Cour Administrative d’appel de Versailles, 20 décembre 2012, N° 11VE02556
Le maire est-il compétent pour se prononcer sur une demande de protection fonctionnelle déposée par un élu poursuivi pénalement ?
[1]
Non, cette question relève de la compétence du conseil municipal. La circonstance que le maire est le seul à pouvoir porter cette demande à l’ordre du jour d’une séance de l’assemblée délibérante ne saurait lui permettre de faire obstacle à l’exercice d’une compétence qui n’appartient qu’à celle-ci. Il appartient au maire d’inscrire en temps utile la question à l’ordre du jour du conseil municipal pour que celui-ci en délibère et apprécie si les poursuites pénales en cause sont susceptibles d’obliger la commune à accorder la protection sollicitée. Précisons que l’élu intéressé doit bien entendu s’abstenir de participer à cette délibération sous peine de s’exposer à de nouvelles poursuites du chef de prise illégale d’intérêts.

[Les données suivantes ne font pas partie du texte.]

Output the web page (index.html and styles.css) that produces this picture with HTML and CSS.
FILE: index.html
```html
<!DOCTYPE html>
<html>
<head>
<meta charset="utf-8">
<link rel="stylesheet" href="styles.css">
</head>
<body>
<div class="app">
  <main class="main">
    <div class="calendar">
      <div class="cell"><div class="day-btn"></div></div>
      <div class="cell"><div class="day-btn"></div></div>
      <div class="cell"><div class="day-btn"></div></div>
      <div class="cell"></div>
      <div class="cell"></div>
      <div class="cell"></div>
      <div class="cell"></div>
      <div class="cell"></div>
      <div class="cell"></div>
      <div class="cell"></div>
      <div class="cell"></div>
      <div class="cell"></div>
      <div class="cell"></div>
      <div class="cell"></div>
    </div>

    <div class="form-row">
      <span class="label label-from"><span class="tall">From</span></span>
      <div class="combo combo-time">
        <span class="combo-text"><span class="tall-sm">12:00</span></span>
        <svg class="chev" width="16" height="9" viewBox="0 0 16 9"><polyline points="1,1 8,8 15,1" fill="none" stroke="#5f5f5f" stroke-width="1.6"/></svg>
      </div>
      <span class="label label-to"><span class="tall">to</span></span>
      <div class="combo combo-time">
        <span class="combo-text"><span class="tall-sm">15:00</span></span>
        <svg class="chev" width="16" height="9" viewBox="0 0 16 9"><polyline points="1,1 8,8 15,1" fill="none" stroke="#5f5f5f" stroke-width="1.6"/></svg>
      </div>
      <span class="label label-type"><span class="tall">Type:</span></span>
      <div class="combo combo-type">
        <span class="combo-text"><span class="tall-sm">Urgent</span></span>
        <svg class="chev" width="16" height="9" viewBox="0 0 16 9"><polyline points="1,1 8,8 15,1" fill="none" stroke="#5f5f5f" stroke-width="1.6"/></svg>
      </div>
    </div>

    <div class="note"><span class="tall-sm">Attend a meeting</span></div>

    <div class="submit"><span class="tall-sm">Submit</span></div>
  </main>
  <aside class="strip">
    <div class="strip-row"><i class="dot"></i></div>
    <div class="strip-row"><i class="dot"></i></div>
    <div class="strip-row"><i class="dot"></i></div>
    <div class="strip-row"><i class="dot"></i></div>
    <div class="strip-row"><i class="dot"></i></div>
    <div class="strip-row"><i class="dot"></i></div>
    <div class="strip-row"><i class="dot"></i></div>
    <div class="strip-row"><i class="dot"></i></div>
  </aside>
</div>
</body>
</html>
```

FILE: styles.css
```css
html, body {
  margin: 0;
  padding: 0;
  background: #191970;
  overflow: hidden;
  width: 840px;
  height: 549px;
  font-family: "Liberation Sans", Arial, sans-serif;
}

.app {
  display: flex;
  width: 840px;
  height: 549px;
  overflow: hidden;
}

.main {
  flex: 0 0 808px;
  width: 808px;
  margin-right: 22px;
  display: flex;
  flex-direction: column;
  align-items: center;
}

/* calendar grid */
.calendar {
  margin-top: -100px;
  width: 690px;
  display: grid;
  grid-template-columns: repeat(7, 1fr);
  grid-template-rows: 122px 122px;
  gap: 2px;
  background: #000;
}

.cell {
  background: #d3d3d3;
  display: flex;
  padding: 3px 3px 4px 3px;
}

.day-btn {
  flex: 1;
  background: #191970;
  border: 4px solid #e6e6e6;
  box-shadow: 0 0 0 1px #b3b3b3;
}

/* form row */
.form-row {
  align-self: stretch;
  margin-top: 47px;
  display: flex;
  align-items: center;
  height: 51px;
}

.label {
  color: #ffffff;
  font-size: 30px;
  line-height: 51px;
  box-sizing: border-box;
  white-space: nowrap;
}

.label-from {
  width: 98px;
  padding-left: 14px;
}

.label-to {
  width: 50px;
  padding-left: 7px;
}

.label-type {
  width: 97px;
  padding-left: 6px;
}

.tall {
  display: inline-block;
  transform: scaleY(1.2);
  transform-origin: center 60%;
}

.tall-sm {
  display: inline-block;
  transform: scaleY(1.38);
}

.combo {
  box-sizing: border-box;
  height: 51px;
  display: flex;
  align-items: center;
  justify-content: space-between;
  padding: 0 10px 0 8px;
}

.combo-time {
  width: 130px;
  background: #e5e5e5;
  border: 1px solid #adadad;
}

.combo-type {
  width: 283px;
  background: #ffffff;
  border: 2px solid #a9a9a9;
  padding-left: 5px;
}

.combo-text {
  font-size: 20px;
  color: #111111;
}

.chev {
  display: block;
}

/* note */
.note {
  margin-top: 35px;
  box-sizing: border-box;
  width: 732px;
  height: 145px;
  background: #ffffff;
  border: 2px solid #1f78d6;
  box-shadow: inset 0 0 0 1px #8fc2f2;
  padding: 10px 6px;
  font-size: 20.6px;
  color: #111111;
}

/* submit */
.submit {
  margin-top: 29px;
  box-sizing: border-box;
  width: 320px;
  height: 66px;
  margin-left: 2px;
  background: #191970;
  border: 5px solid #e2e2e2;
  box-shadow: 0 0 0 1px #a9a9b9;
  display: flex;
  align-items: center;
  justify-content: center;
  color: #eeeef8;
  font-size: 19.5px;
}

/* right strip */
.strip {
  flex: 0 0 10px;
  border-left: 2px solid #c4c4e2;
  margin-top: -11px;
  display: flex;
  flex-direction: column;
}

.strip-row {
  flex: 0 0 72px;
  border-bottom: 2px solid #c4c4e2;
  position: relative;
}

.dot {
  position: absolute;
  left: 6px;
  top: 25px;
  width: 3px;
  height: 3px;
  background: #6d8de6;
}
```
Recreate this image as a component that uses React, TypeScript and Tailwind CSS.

Un maire est condamné en novembre 2009 du chef de favoritisme à 1000 euros d’amende [2] pour un marché attribué en 1997. Battu entre-temps aux élections municipales, il sollicite l’octroi de la protection fonctionnelle à la nouvelle majorité.
Son successeur lui oppose un refus sans saisir le conseil municipal, ce que valide le tribunal administratif de Montreuil.
La cour administrative d’appel de Versailles censure cette position, le conseil municipal étant seul compétent pour statuer sur une telle demande :
"lorsque la commune est saisie d’une demande de protection sur le fondement des dispositions précitées de l’article L. 2123-34 du code général des collectivités territoriales le conseil municipal, organe délibérant de la commune, est seul compétent pour se prononcer sur celle-ci" ;
"la circonstance qu’il est le seul à pouvoir porter cette demande à l’ordre du jour d’une séance de l’assemblée délibérante ne saurait permettre au maire de faire obstacle à l’exercice d’une compétence qui n’appartient qu’à celle-ci" ;
"il lui revient seulement d’inscrire en temps utile la question à l’ordre du jour du conseil municipal pour que celui-ci en délibère et apprécie si les poursuites pénales en cause sont susceptibles d’obliger la commune à accorder la protection sollicitée".
Une solution qui va dans le sens d’une meilleure transparence dans l’utilisation des deniers publics même si le conseil municipal peut décider, à la majorité absolue, de se réunir à huis clos [3]. En tout état de cause l’élu intéressé devra, bien entendu, s’abstenir de participer à la délibération s’il ne veut pas s’exposer à de nouvelles poursuites...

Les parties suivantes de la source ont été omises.